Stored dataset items
☆ ☆ ☆

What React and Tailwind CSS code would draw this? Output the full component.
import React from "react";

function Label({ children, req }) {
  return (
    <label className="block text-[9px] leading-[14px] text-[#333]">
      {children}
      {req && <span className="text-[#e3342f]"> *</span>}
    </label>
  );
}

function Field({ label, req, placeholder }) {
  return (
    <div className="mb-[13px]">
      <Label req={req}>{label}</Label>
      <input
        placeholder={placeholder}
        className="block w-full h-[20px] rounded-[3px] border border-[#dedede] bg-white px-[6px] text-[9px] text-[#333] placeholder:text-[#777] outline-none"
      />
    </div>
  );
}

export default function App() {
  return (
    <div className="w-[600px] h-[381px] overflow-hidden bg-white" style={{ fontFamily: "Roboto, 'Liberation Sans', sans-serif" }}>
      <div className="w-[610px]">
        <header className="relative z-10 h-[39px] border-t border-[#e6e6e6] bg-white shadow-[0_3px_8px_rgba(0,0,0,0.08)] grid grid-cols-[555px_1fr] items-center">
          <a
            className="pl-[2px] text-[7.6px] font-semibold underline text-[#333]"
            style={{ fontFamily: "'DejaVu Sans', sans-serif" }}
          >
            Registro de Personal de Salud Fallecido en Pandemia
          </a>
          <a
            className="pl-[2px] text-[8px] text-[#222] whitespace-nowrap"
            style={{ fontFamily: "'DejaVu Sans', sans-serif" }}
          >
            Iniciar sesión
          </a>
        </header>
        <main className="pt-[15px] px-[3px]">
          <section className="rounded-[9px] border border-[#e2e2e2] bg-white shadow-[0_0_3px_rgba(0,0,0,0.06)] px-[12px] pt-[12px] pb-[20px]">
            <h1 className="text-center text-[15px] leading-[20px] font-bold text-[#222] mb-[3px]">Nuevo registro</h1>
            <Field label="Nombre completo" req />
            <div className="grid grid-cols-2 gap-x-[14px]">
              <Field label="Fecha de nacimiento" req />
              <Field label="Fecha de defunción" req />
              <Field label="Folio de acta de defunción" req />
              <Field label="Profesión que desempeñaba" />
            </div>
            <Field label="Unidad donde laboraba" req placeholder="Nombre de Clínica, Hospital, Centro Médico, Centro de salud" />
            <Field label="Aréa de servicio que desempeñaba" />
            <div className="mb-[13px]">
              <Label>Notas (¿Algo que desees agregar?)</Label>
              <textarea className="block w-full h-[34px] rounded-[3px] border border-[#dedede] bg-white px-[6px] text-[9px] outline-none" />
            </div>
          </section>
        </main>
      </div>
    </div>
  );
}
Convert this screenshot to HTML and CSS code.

☆ ☆ ☆

Each line in the data that holds the string "this" should be found and copied.

What React and Tailwind CSS code would draw this? Output the full component.
Convert this screenshot to HTML and CSS code.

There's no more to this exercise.